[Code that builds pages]
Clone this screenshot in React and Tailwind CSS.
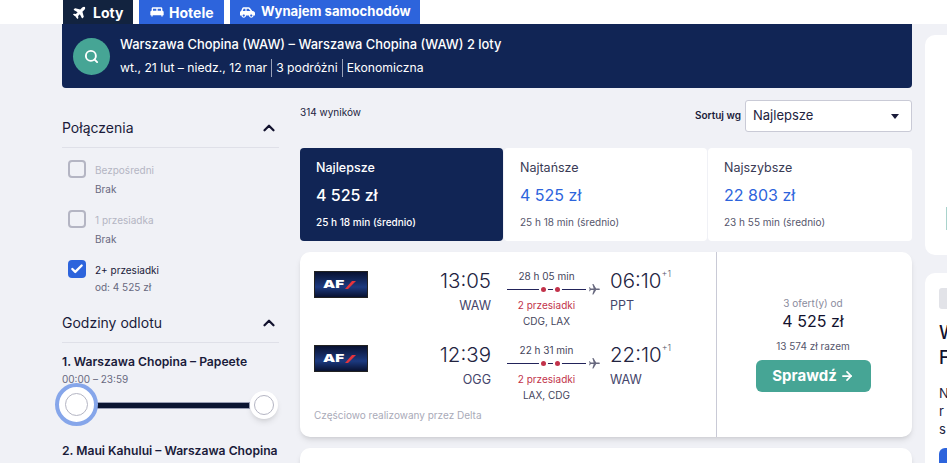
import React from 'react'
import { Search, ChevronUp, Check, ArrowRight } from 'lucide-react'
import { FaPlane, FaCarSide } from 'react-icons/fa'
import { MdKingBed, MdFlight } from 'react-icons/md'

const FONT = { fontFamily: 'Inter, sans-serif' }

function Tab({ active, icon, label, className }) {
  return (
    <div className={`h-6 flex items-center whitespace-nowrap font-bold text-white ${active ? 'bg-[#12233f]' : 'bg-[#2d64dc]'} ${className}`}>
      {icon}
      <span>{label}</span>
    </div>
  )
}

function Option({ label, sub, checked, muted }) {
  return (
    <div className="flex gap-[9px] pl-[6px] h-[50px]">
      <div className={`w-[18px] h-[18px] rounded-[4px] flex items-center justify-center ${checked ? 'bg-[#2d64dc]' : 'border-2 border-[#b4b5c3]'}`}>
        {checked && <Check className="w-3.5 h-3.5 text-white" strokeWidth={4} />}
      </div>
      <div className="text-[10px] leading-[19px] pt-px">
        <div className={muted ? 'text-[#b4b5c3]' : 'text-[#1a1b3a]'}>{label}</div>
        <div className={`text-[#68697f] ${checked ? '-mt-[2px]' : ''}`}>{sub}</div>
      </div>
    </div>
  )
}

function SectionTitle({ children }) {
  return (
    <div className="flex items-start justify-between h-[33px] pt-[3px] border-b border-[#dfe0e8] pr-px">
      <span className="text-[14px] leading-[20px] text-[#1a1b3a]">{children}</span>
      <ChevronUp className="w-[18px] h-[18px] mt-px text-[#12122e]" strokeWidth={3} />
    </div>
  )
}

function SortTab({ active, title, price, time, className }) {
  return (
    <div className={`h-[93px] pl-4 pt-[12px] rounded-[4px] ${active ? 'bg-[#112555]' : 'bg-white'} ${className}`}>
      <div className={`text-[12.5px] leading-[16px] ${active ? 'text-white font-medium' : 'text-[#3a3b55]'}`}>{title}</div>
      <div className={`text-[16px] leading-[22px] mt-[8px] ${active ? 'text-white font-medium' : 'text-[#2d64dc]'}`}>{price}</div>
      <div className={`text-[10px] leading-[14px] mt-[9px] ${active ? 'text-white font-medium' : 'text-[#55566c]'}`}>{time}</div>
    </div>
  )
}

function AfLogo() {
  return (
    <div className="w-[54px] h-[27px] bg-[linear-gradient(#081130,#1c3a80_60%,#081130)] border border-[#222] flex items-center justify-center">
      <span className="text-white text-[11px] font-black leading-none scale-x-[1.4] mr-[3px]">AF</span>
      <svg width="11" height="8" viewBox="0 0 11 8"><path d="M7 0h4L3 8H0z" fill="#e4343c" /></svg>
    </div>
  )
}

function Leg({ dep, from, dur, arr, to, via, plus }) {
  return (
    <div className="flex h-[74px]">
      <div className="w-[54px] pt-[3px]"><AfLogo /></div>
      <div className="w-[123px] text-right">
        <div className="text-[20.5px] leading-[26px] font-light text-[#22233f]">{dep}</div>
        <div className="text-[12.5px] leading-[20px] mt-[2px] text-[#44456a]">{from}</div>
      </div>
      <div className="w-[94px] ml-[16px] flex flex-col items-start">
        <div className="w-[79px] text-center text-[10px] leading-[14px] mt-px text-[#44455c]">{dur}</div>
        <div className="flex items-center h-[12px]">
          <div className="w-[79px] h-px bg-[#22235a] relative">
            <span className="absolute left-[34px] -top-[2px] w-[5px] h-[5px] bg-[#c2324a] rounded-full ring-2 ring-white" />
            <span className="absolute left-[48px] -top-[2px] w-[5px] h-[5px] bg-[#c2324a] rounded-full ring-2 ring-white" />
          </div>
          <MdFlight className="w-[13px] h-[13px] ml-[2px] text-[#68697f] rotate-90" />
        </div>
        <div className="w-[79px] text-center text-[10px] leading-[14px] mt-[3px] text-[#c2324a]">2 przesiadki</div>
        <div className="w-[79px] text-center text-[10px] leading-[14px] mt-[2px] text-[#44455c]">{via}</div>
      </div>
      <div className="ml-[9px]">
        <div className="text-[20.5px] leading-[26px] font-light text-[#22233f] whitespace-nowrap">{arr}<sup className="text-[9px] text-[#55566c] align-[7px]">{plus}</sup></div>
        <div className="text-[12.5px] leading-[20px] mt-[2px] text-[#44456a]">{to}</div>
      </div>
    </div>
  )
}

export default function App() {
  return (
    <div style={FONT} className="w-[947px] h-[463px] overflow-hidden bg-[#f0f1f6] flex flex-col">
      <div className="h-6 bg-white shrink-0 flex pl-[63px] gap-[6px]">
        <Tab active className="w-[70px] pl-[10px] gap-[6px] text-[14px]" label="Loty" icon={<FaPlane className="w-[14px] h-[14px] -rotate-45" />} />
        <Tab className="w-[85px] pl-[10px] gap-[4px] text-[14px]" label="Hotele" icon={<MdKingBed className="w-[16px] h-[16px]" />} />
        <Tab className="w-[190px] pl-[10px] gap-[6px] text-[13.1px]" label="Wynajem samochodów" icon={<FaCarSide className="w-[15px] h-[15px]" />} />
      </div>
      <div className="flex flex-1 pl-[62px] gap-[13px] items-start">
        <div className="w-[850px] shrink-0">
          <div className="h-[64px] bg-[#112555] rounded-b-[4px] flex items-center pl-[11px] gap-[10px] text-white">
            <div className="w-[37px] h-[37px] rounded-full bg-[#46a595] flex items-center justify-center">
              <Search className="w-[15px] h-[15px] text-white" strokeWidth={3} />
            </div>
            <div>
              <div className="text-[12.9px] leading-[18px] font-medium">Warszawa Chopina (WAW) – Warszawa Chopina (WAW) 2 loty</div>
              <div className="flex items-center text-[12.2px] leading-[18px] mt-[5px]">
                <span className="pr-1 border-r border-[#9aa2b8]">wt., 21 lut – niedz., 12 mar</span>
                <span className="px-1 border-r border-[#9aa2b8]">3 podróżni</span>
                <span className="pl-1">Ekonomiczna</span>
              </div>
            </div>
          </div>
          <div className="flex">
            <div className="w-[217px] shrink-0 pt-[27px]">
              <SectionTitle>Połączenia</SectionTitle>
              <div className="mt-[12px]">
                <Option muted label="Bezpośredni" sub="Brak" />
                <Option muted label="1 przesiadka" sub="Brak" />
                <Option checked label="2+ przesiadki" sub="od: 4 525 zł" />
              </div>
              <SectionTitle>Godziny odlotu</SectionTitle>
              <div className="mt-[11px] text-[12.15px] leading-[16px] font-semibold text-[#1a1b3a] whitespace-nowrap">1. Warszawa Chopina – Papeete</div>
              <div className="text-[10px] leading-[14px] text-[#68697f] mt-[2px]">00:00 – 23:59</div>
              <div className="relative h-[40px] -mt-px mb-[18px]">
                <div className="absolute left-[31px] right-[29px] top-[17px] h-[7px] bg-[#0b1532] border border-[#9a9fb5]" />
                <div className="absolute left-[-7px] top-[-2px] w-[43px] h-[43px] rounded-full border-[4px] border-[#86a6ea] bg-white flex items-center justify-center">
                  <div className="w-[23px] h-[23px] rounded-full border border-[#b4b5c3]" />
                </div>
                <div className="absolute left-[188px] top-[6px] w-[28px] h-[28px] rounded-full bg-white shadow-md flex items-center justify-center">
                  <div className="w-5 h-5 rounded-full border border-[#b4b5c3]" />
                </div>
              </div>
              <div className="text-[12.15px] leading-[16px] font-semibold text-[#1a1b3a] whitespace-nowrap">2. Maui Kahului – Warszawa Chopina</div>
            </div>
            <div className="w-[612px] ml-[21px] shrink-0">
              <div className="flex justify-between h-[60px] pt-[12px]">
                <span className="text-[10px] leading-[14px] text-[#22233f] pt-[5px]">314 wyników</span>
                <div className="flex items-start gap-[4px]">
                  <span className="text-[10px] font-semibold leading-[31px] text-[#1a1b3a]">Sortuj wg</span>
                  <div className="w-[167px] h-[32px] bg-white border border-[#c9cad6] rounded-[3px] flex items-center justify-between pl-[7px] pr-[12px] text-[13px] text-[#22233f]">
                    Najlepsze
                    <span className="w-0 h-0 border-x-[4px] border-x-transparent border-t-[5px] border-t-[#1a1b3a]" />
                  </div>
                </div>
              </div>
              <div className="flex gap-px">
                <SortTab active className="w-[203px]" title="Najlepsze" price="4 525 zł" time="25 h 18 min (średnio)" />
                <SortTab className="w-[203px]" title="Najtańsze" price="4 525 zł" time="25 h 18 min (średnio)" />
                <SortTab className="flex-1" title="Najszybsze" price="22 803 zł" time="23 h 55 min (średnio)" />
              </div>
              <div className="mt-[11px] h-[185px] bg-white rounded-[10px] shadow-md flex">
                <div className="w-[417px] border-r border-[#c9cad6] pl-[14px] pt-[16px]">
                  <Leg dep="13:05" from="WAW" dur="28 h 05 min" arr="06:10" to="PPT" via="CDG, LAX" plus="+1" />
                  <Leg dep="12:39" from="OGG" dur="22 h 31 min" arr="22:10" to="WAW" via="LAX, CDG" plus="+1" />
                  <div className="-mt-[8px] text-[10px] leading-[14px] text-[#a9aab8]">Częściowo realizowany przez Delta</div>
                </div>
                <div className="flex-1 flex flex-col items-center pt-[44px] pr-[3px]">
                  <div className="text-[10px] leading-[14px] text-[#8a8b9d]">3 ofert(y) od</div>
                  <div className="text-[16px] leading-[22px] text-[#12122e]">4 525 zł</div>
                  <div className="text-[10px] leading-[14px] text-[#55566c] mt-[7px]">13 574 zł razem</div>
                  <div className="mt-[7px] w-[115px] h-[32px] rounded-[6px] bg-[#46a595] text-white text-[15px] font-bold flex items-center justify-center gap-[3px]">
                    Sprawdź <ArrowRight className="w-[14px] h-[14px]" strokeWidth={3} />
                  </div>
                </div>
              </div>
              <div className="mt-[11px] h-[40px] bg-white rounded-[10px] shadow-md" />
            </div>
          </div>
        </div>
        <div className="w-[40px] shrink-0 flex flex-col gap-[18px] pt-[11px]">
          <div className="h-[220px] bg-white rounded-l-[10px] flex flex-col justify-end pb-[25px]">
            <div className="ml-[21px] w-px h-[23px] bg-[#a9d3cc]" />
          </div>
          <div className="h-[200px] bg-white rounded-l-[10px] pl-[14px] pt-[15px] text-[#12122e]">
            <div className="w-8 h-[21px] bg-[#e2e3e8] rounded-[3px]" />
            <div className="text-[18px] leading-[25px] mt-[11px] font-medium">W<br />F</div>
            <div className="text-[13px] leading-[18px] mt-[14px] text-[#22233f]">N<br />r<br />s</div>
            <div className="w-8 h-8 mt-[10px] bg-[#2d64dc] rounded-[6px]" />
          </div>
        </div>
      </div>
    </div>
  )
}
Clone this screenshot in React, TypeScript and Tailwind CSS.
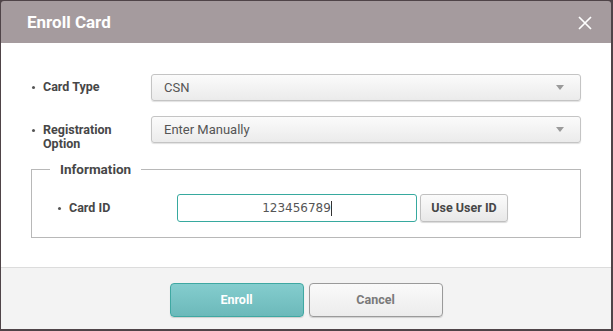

__PROMPT__
Without the pictures, copy the entries from their first line through the line containing "fontFamily: 'Inter, sans-serif'", and only those lines.

__COMPLETED TASK__
Clone this screenshot in React and Tailwind CSS.
import React from 'react'
import { Search, ChevronUp, Check, ArrowRight } from 'lucide-react'
import { FaPlane, FaCarSide } from 'react-icons/fa'
import { MdKingBed, MdFlight } from 'react-icons/md'

const FONT = { fontFamily: 'Inter, sans-serif' }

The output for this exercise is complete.